__Short task__
Each line below must be set down exactly; omit any image you find.

------ Recorded information ------

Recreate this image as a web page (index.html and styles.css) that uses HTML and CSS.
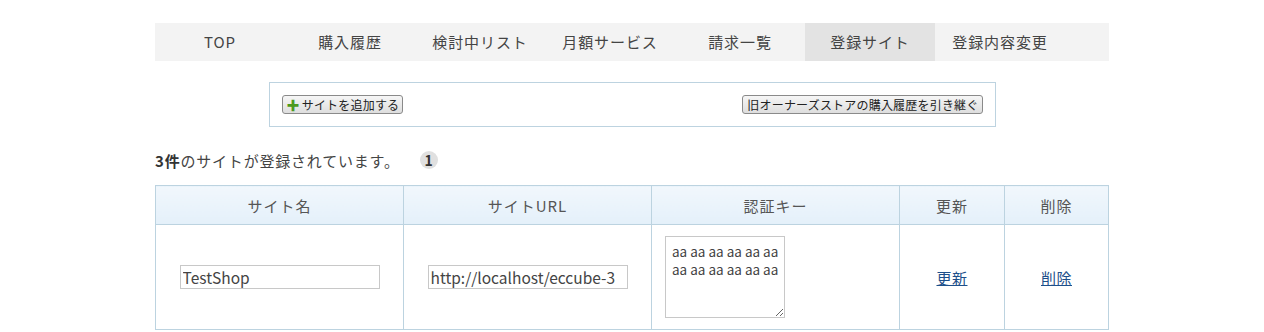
FILE: index.html
```html
<!DOCTYPE html>
<html lang="ja">
<head>
  <meta charset="UTF-8">
  <title>登録サイト</title>
  <link rel="stylesheet" href="styles.css">
</head>
<body>
  <div class="wrap">
    <ul class="gnav">
      <li><a href="#">TOP</a></li>
      <li><a href="#">購入履歴</a></li>
      <li><a href="#">検討中リスト</a></li>
      <li><a href="#">月額サービス</a></li>
      <li><a href="#">請求一覧</a></li>
      <li class="active"><a href="#">登録サイト</a></li>
      <li><a href="#">登録内容変更</a></li>
    </ul>

    <div class="tool-box">
      <button type="button" class="btn"><span class="plus">✚</span>サイトを追加する</button>
      <button type="button" class="btn">旧オーナーズストアの購入履歴を引き継ぐ</button>
    </div>

    <p class="count"><strong>3件</strong>のサイトが登録されています。<span class="badge">1</span></p>

    <table class="site-table">
      <thead>
        <tr>
          <th class="c-name">サイト名</th>
          <th class="c-url">サイトURL</th>
          <th class="c-key">認証キー</th>
          <th class="c-act">更新</th>
          <th>削除</th>
        </tr>
      </thead>
      <tbody>
        <tr>
          <td><input type="text" value="TestShop"></td>
          <td><input type="text" value="http://localhost/eccube-3"></td>
          <td class="key"><textarea>aa aa aa aa aa aa aa aa aa aa aa aa</textarea></td>
          <td><a href="#">更新</a></td>
          <td><a href="#">削除</a></td>
        </tr>
      </tbody>
    </table>
  </div>
</body>
</html>
```

FILE: styles.css
```css
body {
  margin: 0;
  padding: 0;
  font-family: "Noto Sans CJK JP", "Noto Sans", sans-serif;
  color: #444;
  background-color: #fff;
}

.wrap {
  width: 954px;
  margin: 0 auto;
  padding-top: 23px;
}

.gnav {
  display: flex;
  list-style: none;
  margin: 0;
  padding: 0;
  height: 38px;
  background-color: #f3f3f3;
}

.gnav li {
  width: 130px;
}

.gnav a {
  display: block;
  height: 38px;
  line-height: 38px;
  text-align: center;
  font-size: 15px;
  letter-spacing: 0.9px;
  color: #444;
  text-decoration: none;
}

.gnav li.active a {
  background-color: #e3e3e3;
}

.tool-box {
  width: 701px;
  margin: 21px auto 0;
  padding: 12px;
  border: 1px solid #bdd3e0;
  display: flex;
  justify-content: space-between;
  align-items: center;
}

.btn {
  height: 19px;
  padding: 0 3px 0 4px;
  font-family: "Noto Sans CJK JP", sans-serif;
  font-size: 12px;
  letter-spacing: 0.2px;
  line-height: 17px;
  color: #222;
  border: 1px solid #8a8a8a;
  border-radius: 3px;
  background: linear-gradient(#f6f6f6, #dedede);
}

.plus {
  color: #4c9a1e;
  font-size: 13px;
  margin-right: 2px;
}

.count {
  margin: 23px 0 0;
  font-size: 15px;
  letter-spacing: 0.8px;
  line-height: 22px;
}

.count strong {
  color: #333;
}

.badge {
  display: inline-block;
  width: 18px;
  height: 18px;
  line-height: 18px;
  margin-left: 20px;
  border-radius: 50%;
  background-color: #e0e0e0;
  text-align: center;
  font-weight: bold;
  font-size: 14px;
  letter-spacing: 0;
  color: #333;
  vertical-align: 1px;
}

.site-table {
  width: 954px;
  margin-top: 13px;
  border-collapse: collapse;
  table-layout: fixed;
}

.site-table th,
.site-table td {
  border: 1px solid #bcd3e0;
  text-align: center;
}

.site-table th {
  height: 38px;
  padding: 0;
  font-weight: normal;
  font-size: 15px;
  letter-spacing: 1px;
  color: #555;
  background: linear-gradient(#f1f7fc, #e4f0fa);
}

.c-name,
.c-url,
.c-key {
  width: 247px;
}

.c-act {
  width: 104px;
}

.site-table td {
  height: 104px;
  padding: 0;
}

.site-table input {
  width: 200px;
  height: 24px;
  box-sizing: border-box;
  padding: 0 2px;
  border: 1px solid #c8c8c8;
  font-family: "Noto Sans CJK JP", sans-serif;
  font-size: 15.5px;
  color: #444;
}

.site-table td.key {
  text-align: left;
  padding-left: 13px;
}

.site-table textarea {
  display: block;
  width: 120px;
  height: 82px;
  box-sizing: border-box;
  padding: 5px 3px 5px 6px;
  border: 1px solid #c8c8c8;
  font-family: "Noto Sans CJK JP", sans-serif;
  font-size: 13.5px;
  line-height: 18px;
  color: #444;
  resize: both;
}

.site-table a {
  color: #1d4f8a;
  font-size: 15px;
  letter-spacing: 0.5px;
}
```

------

__Answer to this task__
Recreate this image as a web page (index.html and styles.css) that uses HTML and CSS.
FILE: index.html
```html
<!DOCTYPE html>
<html lang="ja">
<head>
  <meta charset="UTF-8">
  <title>登録サイト</title>
  <link rel="stylesheet" href="styles.css">
</head>
<body>
  <div class="wrap">
    <ul class="gnav">
      <li><a href="#">TOP</a></li>
      <li><a href="#">購入履歴</a></li>
      <li><a href="#">検討中リスト</a></li>
      <li><a href="#">月額サービス</a></li>
      <li><a href="#">請求一覧</a></li>
      <li class="active"><a href="#">登録サイト</a></li>
      <li><a href="#">登録内容変更</a></li>
    </ul>

    <div class="tool-box">
      <button type="button" class="btn"><span class="plus">✚</span>サイトを追加する</button>
      <button type="button" class="btn">旧オーナーズストアの購入履歴を引き継ぐ</button>
    </div>

    <p class="count"><strong>3件</strong>のサイトが登録されています。<span class="badge">1</span></p>

    <table class="site-table">
      <thead>
        <tr>
          <th class="c-name">サイト名</th>
          <th class="c-url">サイトURL</th>
          <th class="c-key">認証キー</th>
          <th class="c-act">更新</th>
          <th>削除</th>
        </tr>
      </thead>
      <tbody>
        <tr>
          <td><input type="text" value="TestShop"></td>
          <td><input type="text" value="http://localhost/eccube-3"></td>
          <td class="key"><textarea>aa aa aa aa aa aa aa aa aa aa aa aa</textarea></td>
          <td><a href="#">更新</a></td>
          <td><a href="#">削除</a></td>
        </tr>
      </tbody>
    </table>
  </div>
</body>
</html>
```

FILE: styles.css
```css
body {
  margin: 0;
  padding: 0;
  font-family: "Noto Sans CJK JP", "Noto Sans", sans-serif;
  color: #444;
  background-color: #fff;
}

.wrap {
  width: 954px;
  margin: 0 auto;
  padding-top: 23px;
}

.gnav {
  display: flex;
  list-style: none;
  margin: 0;
  padding: 0;
  height: 38px;
  background-color: #f3f3f3;
}

.gnav li {
  width: 130px;
}

.gnav a {
  display: block;
  height: 38px;
  line-height: 38px;
  text-align: center;
  font-size: 15px;
  letter-spacing: 0.9px;
  color: #444;
  text-decoration: none;
}

.gnav li.active a {
  background-color: #e3e3e3;
}

.tool-box {
  width: 701px;
  margin: 21px auto 0;
  padding: 12px;
  border: 1px solid #bdd3e0;
  display: flex;
  justify-content: space-between;
  align-items: center;
}

.btn {
  height: 19px;
  padding: 0 3px 0 4px;
  font-family: "Noto Sans CJK JP", sans-serif;
  font-size: 12px;
  letter-spacing: 0.2px;
  line-height: 17px;
  color: #222;
  border: 1px solid #8a8a8a;
  border-radius: 3px;
  background: linear-gradient(#f6f6f6, #dedede);
}

.plus {
  color: #4c9a1e;
  font-size: 13px;
  margin-right: 2px;
}

.count {
  margin: 23px 0 0;
  font-size: 15px;
  letter-spacing: 0.8px;
  line-height: 22px;
}

.count strong {
  color: #333;
}

.badge {
  display: inline-block;
  width: 18px;
  height: 18px;
  line-height: 18px;
  margin-left: 20px;
  border-radius: 50%;
  background-color: #e0e0e0;
  text-align: center;
  font-weight: bold;
  font-size: 14px;
  letter-spacing: 0;
  color: #333;
  vertical-align: 1px;
}

.site-table {
  width: 954px;
  margin-top: 13px;
  border-collapse: collapse;
  table-layout: fixed;
}

.site-table th,
.site-table td {
  border: 1px solid #bcd3e0;
  text-align: center;
}

.site-table th {
  height: 38px;
  padding: 0;
  font-weight: normal;
  font-size: 15px;
  letter-spacing: 1px;
  color: #555;
  background: linear-gradient(#f1f7fc, #e4f0fa);
}

.c-name,
.c-url,
.c-key {
  width: 247px;
}

.c-act {
  width: 104px;
}

.site-table td {
  height: 104px;
  padding: 0;
}

.site-table input {
  width: 200px;
  height: 24px;
  box-sizing: border-box;
  padding: 0 2px;
  border: 1px solid #c8c8c8;
  font-family: "Noto Sans CJK JP", sans-serif;
  font-size: 15.5px;
  color: #444;
}

.site-table td.key {
  text-align: left;
  padding-left: 13px;
}

.site-table textarea {
  display: block;
  width: 120px;
  height: 82px;
  box-sizing: border-box;
  padding: 5px 3px 5px 6px;
  border: 1px solid #c8c8c8;
  font-family: "Noto Sans CJK JP", sans-serif;
  font-size: 13.5px;
  line-height: 18px;
  color: #444;
  resize: both;
}

.site-table a {
  color: #1d4f8a;
  font-size: 15px;
  letter-spacing: 0.5px;
}
```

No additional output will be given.